Atheism and Mystery

Sandripples

A reader writes:

I've been catching glimpses of your conversation with Sam Harris. But what's caught my eye have been the e-mails from your detractors like this one and this one and this one. The last one in particular, which asks,

"Do you think God knows that you won't have very good answers to the points Sam Harris brings up at the end of his last reply?"

got me thinking that this obsession with "good answers" points to something close to the heart of this frustration with faith, something you touched on in your last post to Sam - the concept of mystery.  Not the Colonel-Mustard-in-the-library-with-a-candlestick kind of mystery, but the awe-and-humility-before-truths-and-experiences-greater-than- we-are-and-deeper-than-we-can-grasp kind of mystery. Seekers like you and I aren't afraid of it, and find our lives are invigorated by it. Some, however, seem allergic to it.

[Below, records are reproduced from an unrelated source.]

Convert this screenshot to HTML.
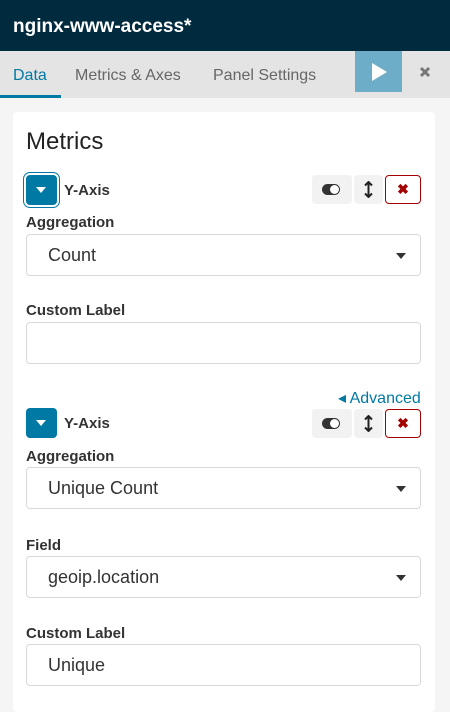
<!DOCTYPE html>
<html><head><style>
*{box-sizing:border-box;margin:0;padding:0}
body{width:450px;height:691px;overflow:hidden;background:#f5f5f5;font-family:"Liberation Sans",sans-serif;position:relative;color:#2d2d2d}
.a{position:absolute}
.hdr{left:0;top:0;width:450px;height:51px;background:#002b3f;color:#fff;font-weight:bold;font-size:19px;padding:16px 0 0 13px}
.tabs{left:0;top:51px;width:450px;height:47px;background:#e4e4e4}
.tab{top:16px;font-size:16px;color:#666}
.panel{left:13px;top:112px;width:422px;height:600px;background:#fff;border-radius:4px}
.lbl{font-weight:bold;font-size:15px;color:#333;left:26px}
.sel{left:26px;width:395px;height:42px;border:1px solid #d9d9d9;border-radius:4px;font-size:18px;padding:10px 0 0 21px;color:#333}
.sel.c:after{content:"";position:absolute;right:14px;top:18px;border:5px solid transparent;border-top:6px solid #333;border-bottom:0}
.tog{width:31px;height:30px;background:#0079a5;border-radius:4px}
.tog:after{content:"";position:absolute;left:10px;top:12px;border:5px solid transparent;border-top:6px solid #fff;border-bottom:0}
.b{height:29px;background:#f2f2f2;border-radius:4px}
.sw{left:10px;top:9px;width:18px;height:11px;border-radius:6px;background:#333}
.sw:after{content:"";position:absolute;right:1px;top:1px;width:9px;height:9px;border-radius:50%;background:#fff}
.x{background:#fff;border:1px solid #a30000;color:#a30000;font-weight:bold;font-size:14px;text-align:center;line-height:27px}
</style></head><body>
<div class="a hdr">nginx-www-access*</div>
<div class="a tabs">
<div class="a tab" style="left:13px;color:#0079a5">Data</div>
<div class="a" style="left:0;top:44px;width:61px;height:3px;background:#0079a5"></div>
<div class="a tab" style="left:75px">Metrics &amp; Axes</div>
<div class="a tab" style="left:213px">Panel Settings</div>
<div class="a" style="left:355px;top:0;width:47px;height:41px;background:#6eadc8"><div class="a" style="left:17px;top:12px;border-left:15px solid #fff;border-top:9px solid transparent;border-bottom:9px solid transparent"></div></div>
<svg class="a" style="left:419px;top:15px" width="12" height="12" viewBox="0 0 12 12"><path d="M2 2L10 10M10 2L2 10" stroke="#777" stroke-width="3"/></svg>
</div>
<div class="a panel"></div>
<div class="a" style="left:26px;top:128px;font-size:24px;color:#222">Metrics</div>

<div class="a tog" style="left:26px;top:175px;box-shadow:0 0 0 2px #fff,0 0 0 3px #0079a5"></div>
<div class="a lbl" style="left:64px;top:182px">Y-Axis</div>
<div class="a b" style="left:312px;top:175px;width:40px"><div class="a sw"></div></div>
<div class="a b" style="left:354px;top:175px;width:29px"><svg class="a" style="left:10px;top:6px" width="9" height="17" viewBox="0 0 9 17"><path d="M4.5 1V16M1 4.5L4.5 1L8 4.5M1 12.5L4.5 16L8 12.5" stroke="#222" stroke-width="2" fill="none"/></svg></div>
<div class="a b x" style="left:385px;top:175px;width:36px">✖</div>
<div class="a lbl" style="top:214px">Aggregation</div>
<div class="a sel c" style="top:234px">Count</div>
<div class="a lbl" style="top:302px">Custom Label</div>
<div class="a sel" style="top:322px"></div>
<div class="a" style="left:338px;top:388px;font-size:16px;color:#0079a5">◂ Advanced</div>

<div class="a tog" style="left:26px;top:408px"></div>
<div class="a lbl" style="left:64px;top:415px">Y-Axis</div>
<div class="a b" style="left:312px;top:409px;width:40px"><div class="a sw"></div></div>
<div class="a b" style="left:354px;top:409px;width:29px"><svg class="a" style="left:10px;top:6px" width="9" height="17" viewBox="0 0 9 17"><path d="M4.5 1V16M1 4.5L4.5 1L8 4.5M1 12.5L4.5 16L8 12.5" stroke="#222" stroke-width="2" fill="none"/></svg></div>
<div class="a b x" style="left:385px;top:409px;width:36px">✖</div>
<div class="a lbl" style="top:448px">Aggregation</div>
<div class="a sel c" style="top:467px">Unique Count</div>
<div class="a lbl" style="top:537px">Field</div>
<div class="a sel c" style="top:556px">geoip.location</div>
<div class="a lbl" style="top:625px">Custom Label</div>
<div class="a sel" style="top:644px">Unique</div>
</body></html>
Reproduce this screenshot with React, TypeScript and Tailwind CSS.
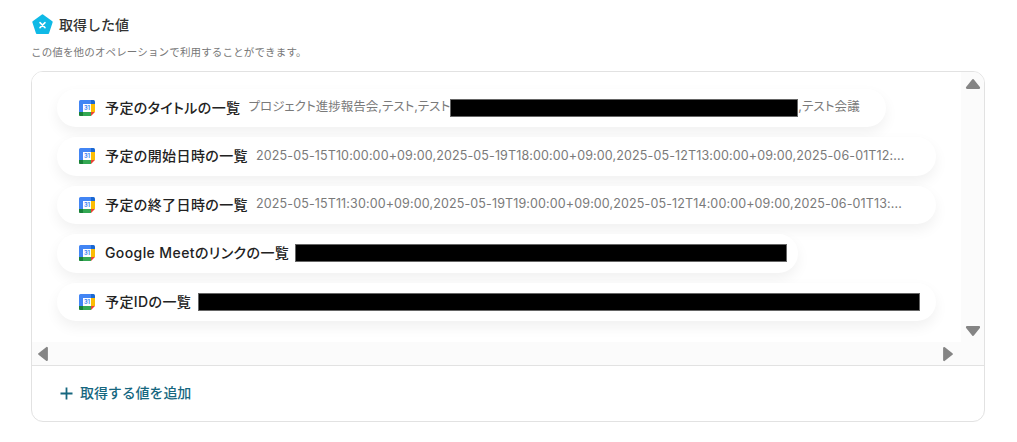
import React from "react";

const font = 'Inter, "Noto Sans CJK JP", sans-serif';

function CalIcon() {
  return (
    <svg width="16" height="16" viewBox="0 0 16 16" className="shrink-0">
      <path d="M1.5 0H12V4H4V12H0V1.5A1.5 1.5 0 0 1 1.5 0Z" fill="#4285f4" />
      <path d="M12 0H14.5A1.5 1.5 0 0 1 16 1.5V4H12Z" fill="#1967d2" />
      <rect x="12" y="4" width="4" height="8" fill="#fbbc04" />
      <path d="M4 12H12V16H1.5A1.5 1.5 0 0 1 0 14.5V12H4Z" fill="#34a853" />
      <path d="M0 12H4V16H1.5A1.5 1.5 0 0 1 0 14.5Z" fill="#188038" />
      <path d="M12 12H16L12 16Z" fill="#ea4335" />
      <rect x="4" y="4" width="8" height="8" fill="#fff" />
      <text x="8" y="10.4" textAnchor="middle" fontSize="5.6" fontWeight="700" fill="#4285f4" fontFamily="Inter, sans-serif">31</text>
    </svg>
  );
}

function Redacted({ className }: { className: string }) {
  return <span className={`block h-[18px] shrink-0 bg-black border border-[#666] ${className}`} />;
}

function Pill({ label, width, children }: { label: string; width: string; children?: React.ReactNode }) {
  return (
    <div className={`flex h-[38.5px] shrink-0 items-center rounded-full bg-white pl-[22px] shadow-[0_6px_14px_rgba(0,0,0,0.06)] ${width}`}>
      <CalIcon />
      <span className="ml-[10px] shrink-0 pb-[1px] text-[14px] font-medium tracking-[0.4px] text-[#222] [font-feature-settings:'palt']">{label}</span>
      <div className="ml-2 flex min-w-0 items-center text-[12.5px] tracking-[0.13px] text-[#7a7a7a] [font-feature-settings:'palt']">{children}</div>
    </div>
  );
}

function Tri({ dir }: { dir: "up" | "down" | "left" | "right" }) {
  const rot = { up: 0, down: 180, left: 270, right: 90 }[dir];
  return (
    <svg width="16" height="12" viewBox="0 0 16 12" style={{ transform: `rotate(${rot}deg)` }}>
      <path d="M8 2.2 L14 9.8 H2 Z" fill="#858585" stroke="#858585" strokeWidth="2.2" strokeLinejoin="round" />
    </svg>
  );
}

export default function App() {
  return (
    <div className="h-[442px] w-[1017px] bg-white pl-[31px] pt-[14px]" style={{ fontFamily: font }}>
      <div className="flex h-[21px] items-center pl-[1px]">
        <svg width="21" height="21" viewBox="0 0 21 21">
          <path d="M10.5 1.2 L19.8 7.9 L16.2 19 H4.8 L1.2 7.9 Z" fill="#0fb9e6" stroke="#0fb9e6" strokeWidth="1.8" strokeLinejoin="round" />
          <path d="M8 8.6 L13 13.6 M13 8.6 L8 13.6" stroke="#fff" strokeWidth="1.5" strokeLinecap="round" />
        </svg>
        <span className="ml-[6px] text-[14px] font-medium text-[#333]">取得した値</span>
      </div>
      <p className="mt-[11px] text-[10.5px] leading-[14px] tracking-[0.15px] text-[#777]">この値を他のオペレーションで利用することができます。</p>
      <div className="mt-[11px] h-[351px] w-[954px] overflow-hidden rounded-[12px] border border-[#e2e2e2]">
        <div className="flex h-[294px] border-b border-[#e2e2e2] bg-[#fbfbfb]">
          <div className="flex w-[929px] flex-col">
            <div className="flex h-[270px] flex-col gap-[10px] bg-white pl-[25px] pt-[16.5px]">
              <Pill label="予定のタイトルの一覧" width="w-[829px]">
                <span className="whitespace-nowrap tracking-[0.03px]">プロジェクト進捗報告会,テスト,テスト</span>
                <Redacted className="w-[348px]" />
                <span className="whitespace-nowrap">,テスト会議</span>
              </Pill>
              <Pill label="予定の開始日時の一覧" width="w-[879px]">
                <span className="whitespace-nowrap">2025-05-15T10:00:00+09:00,2025-05-19T18:00:00+09:00,2025-05-12T13:00:00+09:00,2025-06-01T12:...</span>
              </Pill>
              <Pill label="予定の終了日時の一覧" width="w-[879px]">
                <span className="whitespace-nowrap">2025-05-15T11:30:00+09:00,2025-05-19T19:00:00+09:00,2025-05-12T14:00:00+09:00,2025-06-01T13:...</span>
              </Pill>
              <Pill label="Google Meetのリンクの一覧" width="w-[741px]">
                <Redacted className="-ml-[2px] w-[492px]" />
              </Pill>
              <Pill label="予定IDの一覧" width="w-[879px]">
                <Redacted className="-ml-[1px] w-[722px]" />
              </Pill>
            </div>
            <div className="flex flex-1 items-center justify-between pl-[3px] pr-[5px]">
              <Tri dir="left" />
              <Tri dir="right" />
            </div>
          </div>
          <div className="flex flex-1 flex-col items-center justify-between pb-[28px] pt-[6px]">
            <Tri dir="up" />
            <Tri dir="down" />
          </div>
        </div>
        <div className="flex h-[52px] items-center pl-[27px]">
          <svg width="15" height="15" viewBox="0 0 15 15" className="mt-[2px]">
            <path d="M7.5 1.5V13.5M1.5 7.5H13.5" stroke="#16677f" strokeWidth="1.8" />
          </svg>
          <span className="ml-[6px] text-[14px] font-medium tracking-[-0.1px] text-[#16677f]">取得する値を追加</span>
        </div>
      </div>
    </div>
  );
}
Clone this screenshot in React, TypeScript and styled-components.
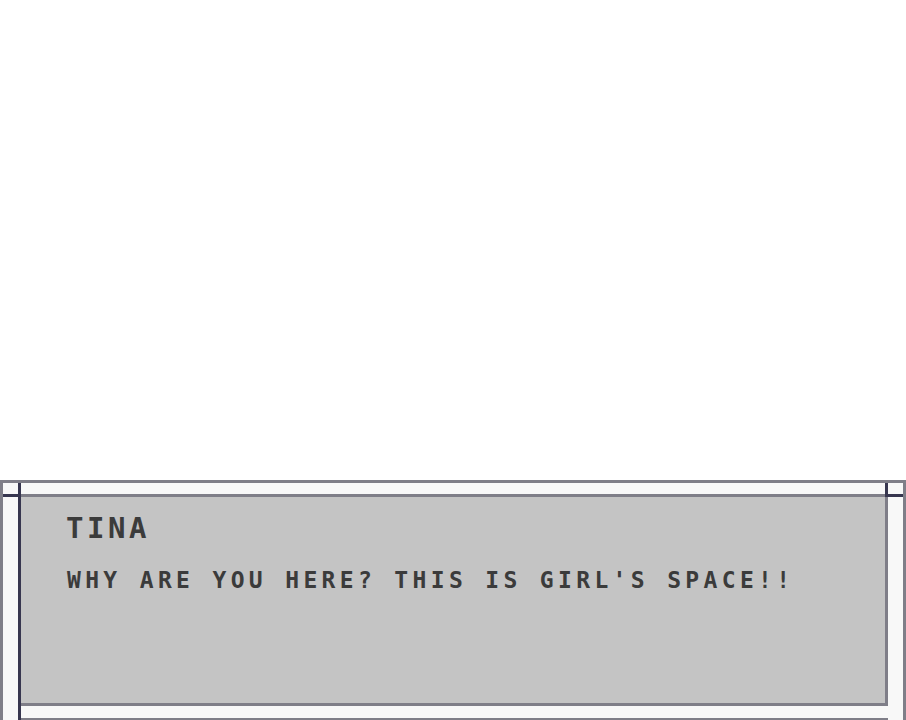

But why is it so hard to embrace mystery? It is so tightly woven into our human experience.  The search for answers to even the most basic questions about ourselves can take us to unplumbed depths of the unknown:  Who am I? Not my name, not what I do, but who am I? What do I want? Why do I love this person? What is the meaning of this experience? Try to really answer these questions, really answer them, and you inevitably run up against the unknown. And the unknown only grows and multiplies when we ask the even bigger questions that reach beyond ourselves: Where did I come from? Why am I here?

Maybe this is the fundamental disconnect between believers and non-believers - that the latter insist on answers, and if the answer appeals in any way to mystery, then the answer must be wrong. But practical human experience shows us that mystery is all around us, and that answers to even the simplest questions often cannot be found or must bow, at least somewhat, to mystery - not as a cop-out or a catch-all explanation, but as a humble acceptance of the limitations of human understanding and the possibility that the answers are more than we can know. 

Sometimes, instead of finding answers, we just have to live the questions. And we do. We all do. Every day. This is the real world and our experience of it: no matter how much we know, most of the important stuff is steeped in mystery. Strange that some athiests, who fashion themselves realists, cannot accept that simple reality.

This reality is, in my view, the core basis of all true religious faith and the only solid philosophical foundation for political conservatism. It's also why I find agnosticism far more persuasive than atheism.